◆ Problem to work on
Transcribe each line of the material as it is, and drop any picture.

* Begin *

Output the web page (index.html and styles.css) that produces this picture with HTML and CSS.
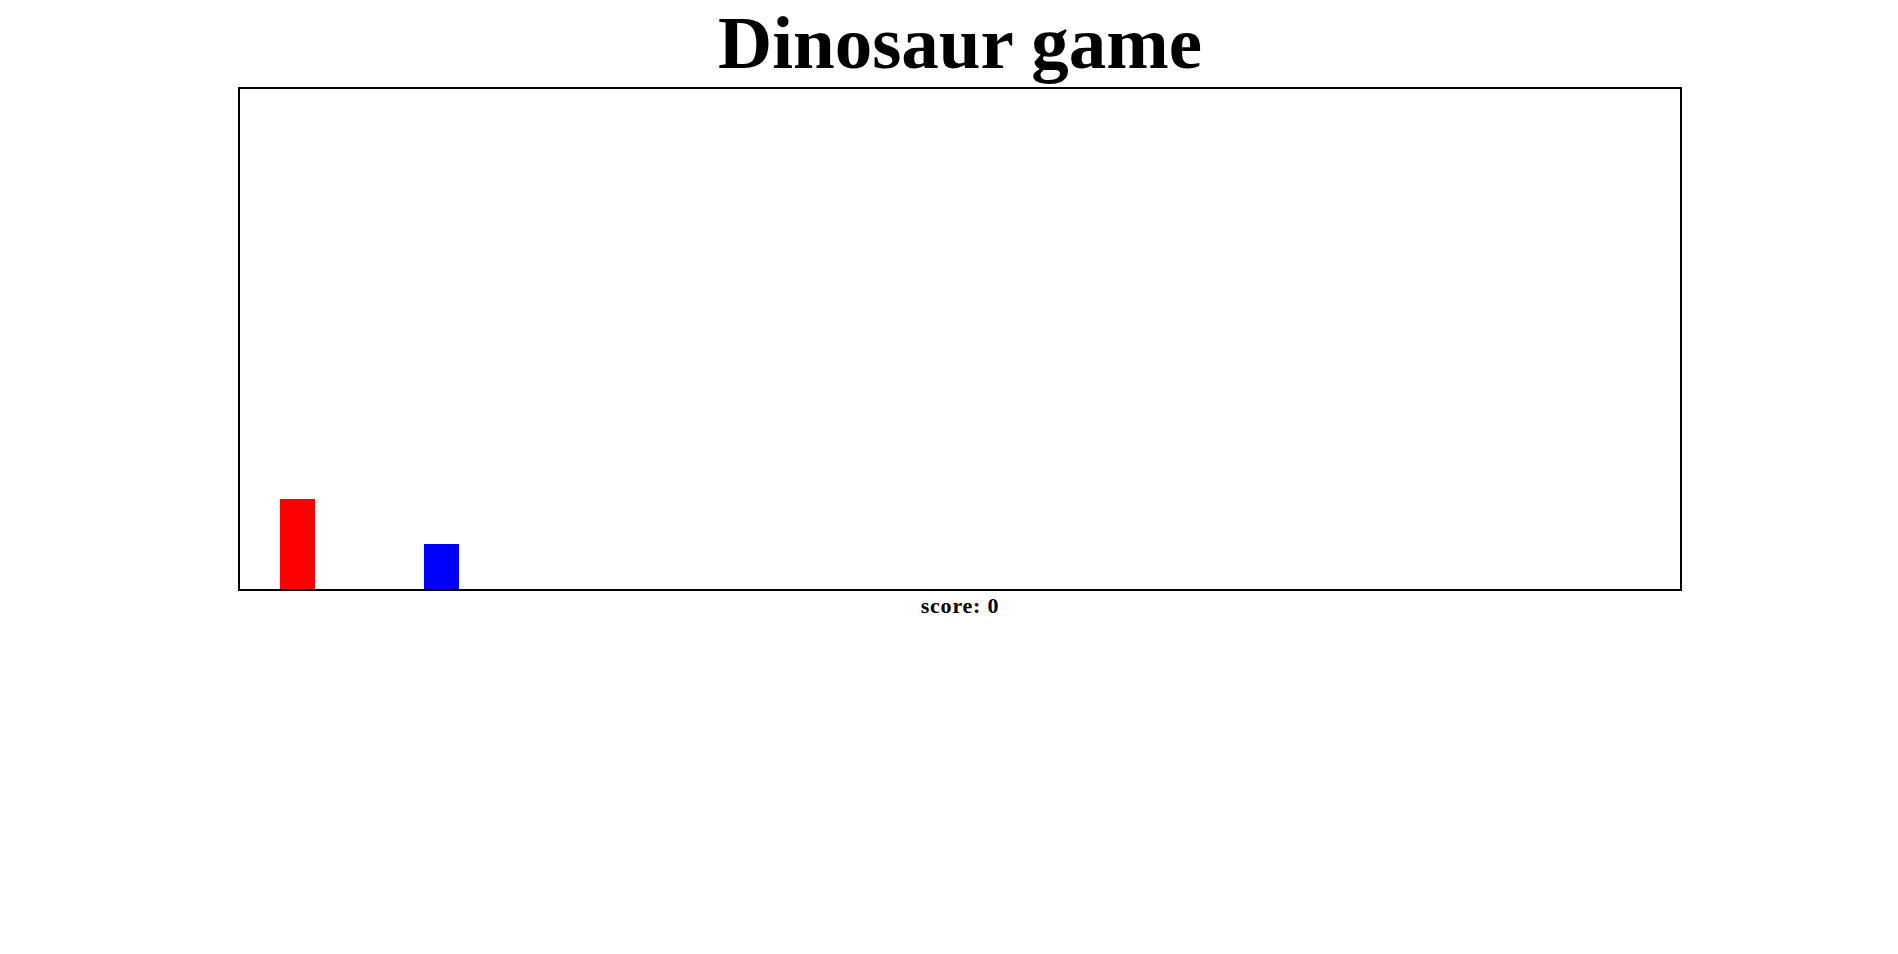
FILE: index.html
```html
<!DOCTYPE html>
<html>
<head>
<meta charset="utf-8">
<link rel="stylesheet" href="styles.css">
</head>
<body>
<div class="page">
  <h1 class="title">Dinosaur game</h1>
  <div class="game">
    <div class="dino"></div>
    <div class="cactus"></div>
  </div>
  <div class="score">score: 0</div>
</div>
</body>
</html>
```

FILE: styles.css
```css
body {
  margin: 8px;
  font-family: "Liberation Serif", "Times New Roman", serif;
  background: #fff;
  color: #000;
}
.page {
  padding-left: 22px;
  display: flex;
  flex-direction: column;
  align-items: center;
}
.title {
  margin: -9px 0 0 0;
  font-size: 75px;
  font-weight: bold;
  line-height: 88px;
}
.game {
  height: 500px;
  border: 2px solid #000;
  display: flex;
  align-items: flex-end;
  padding-left: 40px;
  box-sizing: content-box;
  width: 1400px;
}
.dino {
  width: 35px;
  height: 90px;
  background: #f00;
}
.cactus {
  width: 35px;
  height: 45px;
  background: #00f;
  margin-left: 109px;
}
.score {
  font-size: 22px;
  letter-spacing: 0.8px;
  font-weight: bold;
  margin-top: 2px;
}
```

* End *

◆ Correct answer
Output the web page (index.html and styles.css) that produces this picture with HTML and CSS.
FILE: index.html
```html
<!DOCTYPE html>
<html>
<head>
<meta charset="utf-8">
<link rel="stylesheet" href="styles.css">
</head>
<body>
<div class="page">
  <h1 class="title">Dinosaur game</h1>
  <div class="game">
    <div class="dino"></div>
    <div class="cactus"></div>
  </div>
  <div class="score">score: 0</div>
</div>
</body>
</html>
```

FILE: styles.css
```css
body {
  margin: 8px;
  font-family: "Liberation Serif", "Times New Roman", serif;
  background: #fff;
  color: #000;
}
.page {
  padding-left: 22px;
  display: flex;
  flex-direction: column;
  align-items: center;
}
.title {
  margin: -9px 0 0 0;
  font-size: 75px;
  font-weight: bold;
  line-height: 88px;
}
.game {
  height: 500px;
  border: 2px solid #000;
  display: flex;
  align-items: flex-end;
  padding-left: 40px;
  box-sizing: content-box;
  width: 1400px;
}
.dino {
  width: 35px;
  height: 90px;
  background: #f00;
}
.cactus {
  width: 35px;
  height: 45px;
  background: #00f;
  margin-left: 109px;
}
.score {
  font-size: 22px;
  letter-spacing: 0.8px;
  font-weight: bold;
  margin-top: 2px;
}
```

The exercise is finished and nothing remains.